The mind boggles, doesn't it? Will he follow the example of Giuseppe Arcimboldo, the 16th-century artist whose faces were constructed from artfully arrayed plums, bananas and ears of corn? I think portraying the sensible Delia's face as a mosaic of cranberries, eggs and (just imagine) nine frozen pints of single cream would be most appropriate - and it would bring a rosy bloom to her pallid cheeks.

Brought to book

I came to the end of taping 20 shows in BBC 4's The Big Read: Battle of the Books with a heavy heart. Every week for five months, I stood in a mocked-up court of law pleading on behalf of a book from the Big Read list, interviewing its distinguished fans and scoffing at the claims, the taste and the witnesses brought by my rival advocate, Ian MacMillan, the droll Northern poet and comedian. I'll miss the convergences of witnesses backstage.

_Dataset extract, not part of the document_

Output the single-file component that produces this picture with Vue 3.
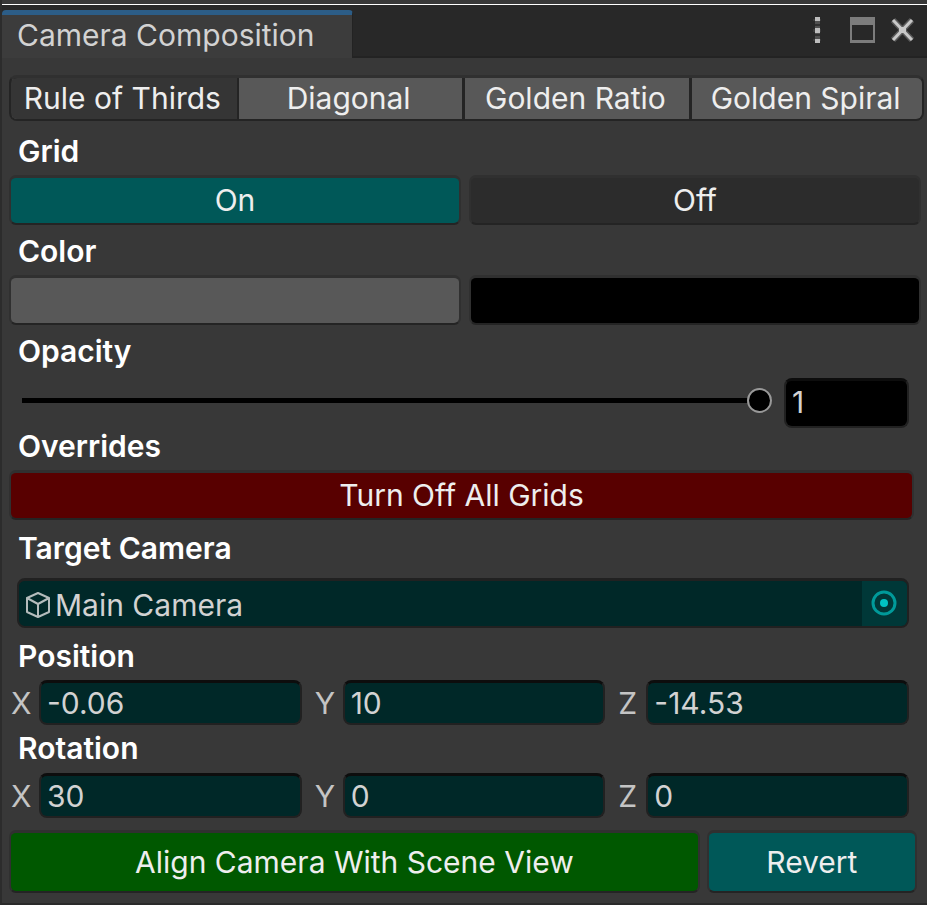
<script setup>
import { ref } from 'vue'

const modes = ['Rule of Thirds', 'Diagonal', 'Golden Ratio', 'Golden Spiral']
const mode = ref('Rule of Thirds')
const opacity = ref(1)
const target = ref('Main Camera')
const vectors = ref([
  { name: 'Position', axes: { X: '-0.06', Y: '10', Z: '-14.53' } },
  { name: 'Rotation', axes: { X: '30', Y: '0', Z: '0' } },
])
</script>

<template>
  <div class="window">
    <header class="titlebar">
      <h1 class="tab">Camera Composition</h1>
      <div class="window-tools">
        <button class="tool" aria-label="Menu">
          <svg width="10" height="28" viewBox="0 0 10 28" shape-rendering="crispEdges">
            <path d="M0 3h8v2H0zM0 13h8v3H0zM0 23h8v2H0z" fill="#3a3a3a" />
            <path d="M2 5h5v18H2z" fill="#505050" />
            <path d="M2 8h5v2H2zM2 18h5v2H2z" fill="#303030" />
            <path d="M2 1h5v4H2zM2 12h5v5H2zM2 23h5v4H2z" fill="#bdbdbd" />
          </svg>
        </button>
        <button class="tool" aria-label="Maximize">
          <svg width="26" height="28" viewBox="0 0 26 28" shape-rendering="crispEdges">
            <path d="M0 1h25v26H0zM2 9v15h21V9z" fill="#7c7c7c" fill-rule="evenodd" />
          </svg>
        </button>
        <button class="tool" aria-label="Close">
          <svg width="26" height="28" viewBox="0 0 26 28">
            <path d="M2 4l19 20M21 4L2 24" stroke="#5a5a5a" stroke-width="6" />
            <path d="M2 4l19 20M21 4L2 24" stroke="#c8c8c8" stroke-width="3" />
            <path d="M8 11h7v6H8z" fill="#c8c8c8" />
          </svg>
        </button>
      </div>
    </header>

    <main class="panel">
      <div class="toolbar">
        <button
          v-for="m in modes"
          :key="m"
          class="segment"
          :class="{ active: m === mode }"
          @click="mode = m"
        >{{ m }}</button>
      </div>

      <section class="group first">
        <h2>Grid</h2>
        <div class="pair">
          <button class="btn teal">On</button>
          <button class="btn dark">Off</button>
        </div>
      </section>

      <section class="group">
        <h2>Color</h2>
        <div class="pair">
          <button class="btn grey" aria-label="Light grid color"></button>
          <button class="btn black" aria-label="Dark grid color"></button>
        </div>
      </section>

      <section class="group">
        <h2><label for="opacity">Opacity</label></h2>
        <div class="slider-row">
          <input id="opacity" v-model="opacity" class="slider" type="range" min="0" max="1" step="0.01">
          <input v-model="opacity" class="field number" type="text" aria-label="Opacity value">
        </div>
      </section>

      <section class="group tight">
        <h2>Overrides</h2>
        <button class="btn red wide">Turn Off All Grids</button>
      </section>

      <section class="group spaced">
        <h2><label for="target">Target Camera</label></h2>
        <div class="object-field">
          <svg class="cube" width="26" height="28" viewBox="0 0 26 28" fill="none" stroke="#b4bcbc" stroke-width="2" stroke-linejoin="round">
            <path d="M13 2L24 7V21L13 26L2 21V7Z" />
            <path d="M2 7L13 13L24 7M13 13V26" />
          </svg>
          <input id="target" v-model="target" class="object-name" type="text">
          <button class="picker" aria-label="Pick camera">
            <svg width="26" height="26" viewBox="0 0 26 26">
              <circle cx="13" cy="13" r="11" fill="none" stroke="#009a9a" stroke-width="3" />
              <circle cx="13" cy="13" r="4" fill="#00c4c4" />
            </svg>
          </button>
        </div>
      </section>

      <section v-for="v in vectors" :key="v.name" class="group vector">
        <h2>{{ v.name }}</h2>
        <div class="axes">
          <label v-for="(value, axis) in v.axes" :key="axis" class="axis">
            <span class="axis-name">{{ axis }}</span>
            <input v-model="v.axes[axis]" class="field" type="text">
          </label>
        </div>
      </section>

      <div class="actions">
        <button class="btn green">Align Camera With Scene View</button>
        <button class="btn teal">Revert</button>
      </div>
    </main>
  </div>
</template>

<style>
body {
  margin: 0;
  background: #383838;
}
</style>

<style scoped>
* {
  box-sizing: border-box;
}

.window {
  display: flex;
  flex-direction: column;
  min-height: 100vh;
  border-left: 2px solid #2c2c2c;
  border-bottom: 2px solid #2a2a2a;
  background: #383838;
  color: #eee;
  font: 400 30px/36px Inter, sans-serif;
  font-optical-sizing: none;
}

button,
input {
  margin: 0;
  padding: 0;
  border: 0;
  background: none;
  color: inherit;
  font: inherit;
  font-optical-sizing: none;
}

button {
  cursor: pointer;
}

h1,
h2 {
  margin: 0;
  font-size: 30px;
  line-height: 36px;
}

.titlebar {
  display: flex;
  justify-content: space-between;
  margin-top: 4px;
  height: 54px;
  border-top: 1px solid #fff;
  background: #282828;
  box-shadow: inset 0 -2px #232323;
}

.tab {
  align-self: flex-end;
  width: 351px;
  height: 48px;
  padding: 2px 15px 0;
  border-top: 5px solid #2c5d87;
  border-right: 1px solid #232323;
  border-radius: 4px 4px 0 0;
  background: #3c3c3c;
  color: #d2d2d2;
  font-weight: 400;
}

.window-tools {
  display: flex;
  align-items: flex-start;
  gap: 15px;
  padding: 11px 10px 0 0;
}

.tool {
  display: flex;
}

.tool:first-child {
  margin-right: 12px;
}

.panel {
  padding: 17px 3px 10px 7px;
}

.toolbar {
  display: grid;
  grid-template-columns: 228fr 226fr 228fr 230fr;
  height: 46px;
  border: 2px solid #242424;
  border-top: 3px solid #303030;
  border-radius: 8px;
  overflow: hidden;
  background: #585858;
}

.segment {
  padding: 0 3px 2px 0;
  border-right: 3px solid #242424;
  white-space: nowrap;
}

.segment:last-child {
  border-right: 0;
}

.segment.active {
  border-right-width: 2px;
  background: #353535;
  box-shadow: 0 -3px #0d0d0d;
}

.group {
  margin-top: 9px;
}

.group.first {
  margin-top: 12px;
}

.group.tight {
  margin-top: 0;
}

.group.spaced {
  margin-top: 10px;
}

.group.vector {
  margin-top: 5px;
}

.group.vector h2 {
  margin-bottom: 7px;
}

.group.spaced + .vector {
  margin-top: 10px;
}

.group.spaced + .vector h2 {
  margin-bottom: 6px;
}

h2 {
  padding-left: 9px;
  margin-bottom: 6px;
  color: #fff;
  font-weight: 600;
}

.pair {
  display: grid;
  grid-template-columns: 1fr 1fr;
  gap: 8px;
  margin-right: 3px;
}

.group:has(.pair) + .group {
  margin-top: 8px;
}

.btn {
  height: 50px;
  padding-bottom: 2px;
  border: 2px solid #303030;
  border-top-width: 3px;
  border-bottom-color: #242424;
  border-radius: 7px;
}

.teal { background: #005858; }
.dark { background: #2c2c2c; }
.grey { background: #585858; }
.black { background: #000; }
.red { background: #580000; }
.green { background: #005800; }

.wide {
  display: block;
  width: calc(100% - 10px);
}

.slider-row {
  display: flex;
  align-items: flex-start;
  gap: 12px;
  margin-right: 15px;
  padding: 3px 0 0 13px;
}

.slider {
  flex: 1;
  min-width: 0;
  height: 45px;
  appearance: none;
}

.slider::-webkit-slider-runnable-track {
  height: 5px;
  background: #000;
}

.slider::-webkit-slider-thumb {
  appearance: none;
  width: 25px;
  height: 25px;
  margin-top: -10px;
  border: 2px solid #999;
  border-radius: 50%;
  background: #000;
  box-shadow: none;
}

.field {
  flex: 1;
  min-width: 0;
  height: 45px;
  padding-left: 6px;
  border: 2px solid #212121;
  border-top: 3px solid #0d0d0d;
  border-radius: 8px;
  background: #002828;
  color: #d2d2d2;
}

.number {
  flex: none;
  width: 125px;
  height: 50px;
  padding-bottom: 4px;
  background: #000;
}

.object-field {
  display: flex;
  align-items: center;
  height: 50px;
  margin: 12px 15px 0 8px;
  border: 2px solid #212121;
  border-top-width: 3px;
  border-radius: 8px;
  overflow: hidden;
  background: #002828;
  color: #d2d2d2;
}

.group.spaced h2 {
  margin-bottom: 12px;
}

.group.spaced .object-field {
  margin-top: 0;
}

.cube {
  flex: none;
  margin: 3px 4px 0 6px;
}

.object-name {
  flex: 1;
  min-width: 0;
  height: 42px;
  padding-top: 2px;
}

.picker {
  display: flex;
  align-items: center;
  justify-content: center;
  width: 45px;
  height: 100%;
  padding: 0 2px 2px 0;
  background: #003838;
}

.axes {
  display: grid;
  grid-template-columns: repeat(3, minmax(0, 1fr));
  gap: 13px;
  margin-right: 15px;
  padding-left: 2px;
}

.axis {
  display: flex;
  align-items: center;
}

.axis-name {
  width: 28px;
  color: #c4c4c4;
}

.actions {
  display: grid;
  grid-template-columns: 690fr 210fr;
  gap: 7px;
  margin: 12px 7px 0 0;
}

.actions .btn {
  height: 63px;
  padding-bottom: 0;
}
</style>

I've seen the sleepy and herbivorous ex-Heritage Secretary, Chris Smith, seethe with passion over The Grapes of Wrath, and the former Bishop of Edinburgh, Richard Holloway, coming on like JC Flannel in Private Eye about the need to forgive the racist bigots in To Kill a Mockingbird. It was nice to see Michael Portillo join forces with Rowan Pelling, the slinky editor of The Erotic Review, to speak for The Secret History (will he become her regular contributor?) And how weird to find myself playing a barrister - patrician sneer, thumbs under lapels - while asking Michael Mansfield QC to explain his interest in The Woman in White. Everyone we asked, no matter how busy, came out to argue for their favourite. Can it be that the study of literature, far from being an elitist pursuit, is, in fact, a democratic influence?